The slave trade on the east coast of Africa did not extend down as far as South Africa. The only actual slaves, as understood in the American context, were the slaves brought from the East Indies in the early days of the Cape (“Cape Malays”). On some of the old wine farms in the Cape that date from the 1680s, slave bells can still be seen as these structures have remained intact for centuries.

SUMMARY

In summary, this is my attempt at providing a little background to some of the questions that have been posed. I am a cardiologist and businessman, not a professional historian, but one who has taken a keen interest in history for many years. I also have the benefit of the fact that my family was intimately involved with some of the figures mentioned. My Scots paternal great-grandfather, Thomas Spence Leask, started a trading station in 1876 in what later became the town of Wolmaransstad, 150 miles northeast of the Kimberley diamond fields, just 8 years after the first diamonds were discovered. When gold was discovered in 1886 near Johannesburg, they found themselves conveniently situated on the coach route half-way between the diamond fields and the gold fields. This meant that they knew people like Cecil Rhodes, President Paul Kruger, and Generals Jan Smuts and Louis Botha as house guests.
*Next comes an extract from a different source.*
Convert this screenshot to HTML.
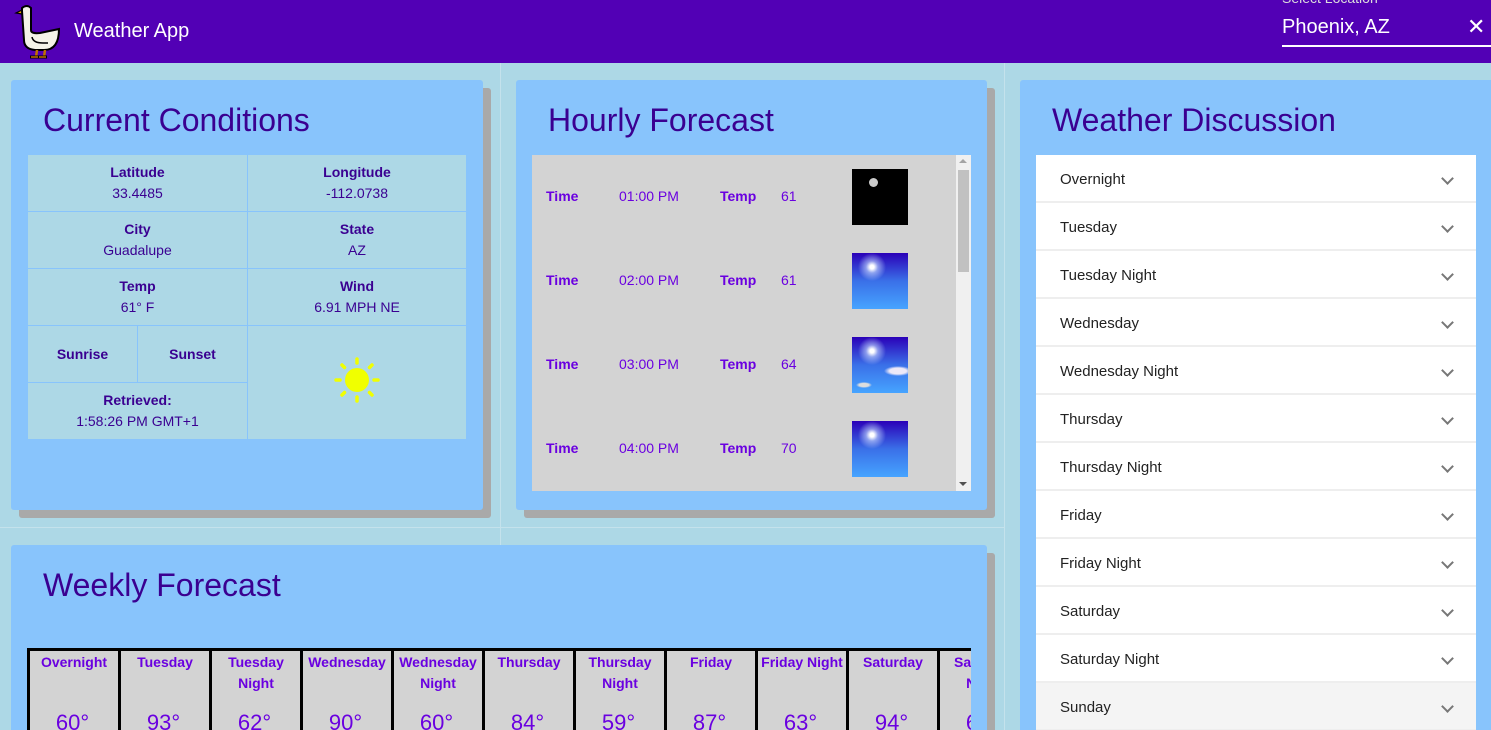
<!DOCTYPE html>
<html><head><style>
*{box-sizing:border-box;margin:0;padding:0}
html,body{width:1491px;height:730px;overflow:hidden}
body{background:#add8e6;font-family:"Liberation Sans",sans-serif;position:relative}
.hdr{position:absolute;left:0;top:0;width:1491px;height:63px;background:#5200b5;color:#fff}
.card{position:absolute;background:#88c4fc;border-radius:3px;box-shadow:8px 8px 0 #a9a9a9}
.card h2{position:absolute;left:32px;top:22px;font-weight:normal;font-size:32px;color:#3a0091}
.line{position:absolute;background:#c4e2ec}
table.cc{position:absolute;left:16px;top:74px;width:440px;border-collapse:collapse;color:#3a0091;font-size:14px;text-align:center}
table.cc td{border:1px solid #88c4fc;background:#add8e6;height:57px;line-height:21px}
b{font-weight:bold}
.hb{position:absolute;left:16px;top:75px;width:439px;height:336px;background:#d3d3d3;overflow:hidden}
.hr{position:absolute;left:0;height:56px;width:420px;font-size:14px;color:#6a00e0}
.hr span{position:absolute;top:19px}
.img{position:absolute;left:320px;top:0;width:56px;height:56px}
.sb{position:absolute;right:0;top:0;width:15px;height:336px;background:#f0f0f0}
.dl{position:absolute;left:16px;top:75px;width:440px;background:#eeeeee}
.di{height:46px;margin-bottom:2px;background:#fff;font-size:15px;color:#222;padding:16px 0 0 24px;position:relative}
.di:after{content:"";position:absolute;right:24px;top:19px;width:7px;height:7px;border-right:2px solid #777;border-bottom:2px solid #777;transform:rotate(45deg)}
.wk{position:absolute;left:16px;top:103px;width:944px;height:100px;overflow:hidden}
.wk table{border-collapse:collapse;background:#d3d3d3;border:3px solid #000}
.wk td{border:3px solid #000;width:91px;min-width:91px;vertical-align:top;text-align:center;color:#6a00e0;font-size:14px;font-weight:bold;line-height:21px;padding-top:1px;height:100px}
.wk td i{display:block;font-style:normal;font-weight:normal;font-size:22px;position:absolute;top:60px;width:85px}
.wk td div{position:relative;height:95px}
</style></head><body>
<div class="hdr">
<svg style="position:absolute;left:14px;top:3px" width="48" height="56" viewBox="0 0 48 56"><path d="M8 7 L2 10 L8 11Z" fill="#e8a000" stroke="#000" stroke-width="1.2"/><path d="M8 5 Q13 1 17 5 L17 27 Q17 31 26 30 L45 26 Q45 47 30 47 L21 47 Q10 46 10 37 L8 8Z" fill="#f4f4e8" stroke="#000" stroke-width="2"/><path d="M18 34 Q19 40 29 40 L34 40" fill="none" stroke="#000" stroke-width="1.5"/><path d="M23 47 L22 54 M31 47 L30 54" stroke="#c07000" stroke-width="2.5"/><path d="M16 54 L25 54 M24 54 L33 54" stroke="#000" stroke-width="3"/><path d="M17 54 L24 54 M25 54 L32 54" stroke="#c07000" stroke-width="1.5"/></svg>
<div style="position:absolute;left:74px;top:20px;font-size:20px">Weather App</div>
<div style="position:absolute;left:1282px;top:-10px;font-size:14px;color:#ddd">Select Location</div>
<div style="position:absolute;left:1282px;top:16px;font-size:20px">Phoenix, AZ</div>
<div style="position:absolute;left:1467px;top:14px;font-size:22px">✕</div>
<div style="position:absolute;left:1282px;top:45px;width:209px;height:2px;background:#fff"></div>
</div>
<div class="line" style="left:500px;top:63px;width:1px;height:667px"></div>
<div class="line" style="left:1004px;top:63px;width:1px;height:667px"></div>
<div class="line" style="left:0;top:527px;width:1004px;height:1px"></div>

<div class="card" style="left:11px;top:80px;width:472px;height:430px">
<h2>Current Conditions</h2>
<table class="cc">
<tr><td colspan="2"><b>Latitude</b><br>33.4485</td><td><b>Longitude</b><br>-112.0738</td></tr>
<tr><td colspan="2"><b>City</b><br>Guadalupe</td><td><b>State</b><br>AZ</td></tr>
<tr><td colspan="2"><b>Temp</b><br>61° F</td><td><b>Wind</b><br>6.91 MPH NE</td></tr>
<tr><td style="width:110px"><b>Sunrise</b></td><td style="width:110px"><b>Sunset</b></td><td rowspan="2">
<svg width="46" height="46" viewBox="0 0 46 46"><circle cx="23" cy="23" r="12" fill="#f0ff00"/><g stroke="#f0ff00" stroke-width="3.5" stroke-linecap="round"><path d="M23 2v4M23 40v4M2 23h4M40 23h4M8 8l2.5 2.5M35.5 35.5L38 38M38 8l-2.5 2.5M8 38l2.5-2.5"/></g></svg></td></tr>
<tr><td colspan="2"><b>Retrieved:</b><br>1:58:26 PM GMT+1</td></tr>
</table>
</div>

<div class="card" style="left:516px;top:80px;width:471px;height:430px">
<h2>Hourly Forecast</h2>
<div class="hb">
<div class="hr" style="top:14px"><span style="left:14px"><b>Time</b></span><span style="left:87px">01:00 PM</span><span style="left:188px"><b>Temp</b></span><span style="left:249px">61</span><div class="img" style="background:#000"><div style="position:absolute;left:17px;top:9px;width:9px;height:9px;border-radius:50%;background:#ccc"></div></div></div>
<div class="hr" style="top:98px"><span style="left:14px"><b>Time</b></span><span style="left:87px">02:00 PM</span><span style="left:188px"><b>Temp</b></span><span style="left:249px">61</span><div class="img" style="background:radial-gradient(circle at 20px 14px,#fff 2px,rgba(200,220,255,.6) 6px,transparent 14px),linear-gradient(#2a00b8,#3a70e8 50%,#46a4ff)"></div></div>
<div class="hr" style="top:182px"><span style="left:14px"><b>Time</b></span><span style="left:87px">03:00 PM</span><span style="left:188px"><b>Temp</b></span><span style="left:249px">64</span><div class="img" style="background:radial-gradient(ellipse 14px 5px at 46px 34px,#ece8f8 60%,transparent),radial-gradient(ellipse 8px 3px at 12px 48px,#ddd 60%,transparent),radial-gradient(circle at 20px 14px,#fff 2px,rgba(200,220,255,.6) 6px,transparent 14px),linear-gradient(#2a00b8,#3a70e8 50%,#46a4ff)"></div></div>
<div class="hr" style="top:266px"><span style="left:14px"><b>Time</b></span><span style="left:87px">04:00 PM</span><span style="left:188px"><b>Temp</b></span><span style="left:249px">70</span><div class="img" style="background:radial-gradient(circle at 20px 14px,#fff 2px,rgba(200,220,255,.6) 6px,transparent 14px),linear-gradient(#2a00b8,#3a70e8 50%,#46a4ff)"></div></div>
<div class="sb"><div style="position:absolute;left:2px;top:15px;width:11px;height:102px;background:#c1c1c1"></div>
<div style="position:absolute;left:3px;top:4px;border:4px solid transparent;border-bottom-color:#a3a3a3;border-top:0"></div>
<div style="position:absolute;left:3px;bottom:5px;border:4px solid transparent;border-top-color:#505050;border-bottom:0"></div></div>
</div>
</div>

<div class="card" style="left:1020px;top:80px;width:480px;height:660px">
<h2>Weather Discussion</h2>
<div class="dl">
<div class="di">Overnight</div><div class="di">Tuesday</div><div class="di">Tuesday Night</div><div class="di">Wednesday</div><div class="di">Wednesday Night</div><div class="di">Thursday</div><div class="di">Thursday Night</div><div class="di">Friday</div><div class="di">Friday Night</div><div class="di">Saturday</div><div class="di">Saturday Night</div><div class="di" style="background:#f4f4f4">Sunday</div>
</div>
</div>

<div class="card" style="left:11px;top:545px;width:976px;height:200px">
<h2>Weekly Forecast</h2>
<div class="wk"><table><tr>
<td><div>Overnight<i>60°</i></div></td><td><div>Tuesday<i>93°</i></div></td><td><div>Tuesday Night<i>62°</i></div></td><td><div>Wednesday<i>90°</i></div></td><td><div>Wednesday Night<i>60°</i></div></td><td><div>Thursday<i>84°</i></div></td><td><div>Thursday Night<i>59°</i></div></td><td><div>Friday<i>87°</i></div></td><td><div>Friday Night<i>63°</i></div></td><td><div>Saturday<i>94°</i></div></td><td><div>Saturday Night<i>64°</i></div></td>
</tr></table></div>
</div>
</body></html>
As a child, I was regaled with stories of these encounters by my great aunt who remembered meeting many of them.

My great-grandmother supposedly said of Cecil Rhodes that he was the sort of man who, if he was seated at the one end of the table and you were at the other end, and he wanted to talk to you, might not necessarily walk around the table to get to you. He might just walk over the table! I told the Rhodes scholarship selection committee for the first South-Africa-at-Large Rhodes Scholarship, which was open to candidates from all four South African provinces at the time as well as Botswana, Lesotho and Swaziland, this family story in 1971. I think this broke the ice and it helped me to win. You have to know when to take the gap!

Rhodes was certainly a man in a hurry. When he was dying at the age of 48 in his cottage in St. James/Muizenberg south of Cape Town, he is reported to have said: “So little done, so much to do” Let history be the judge of that statement.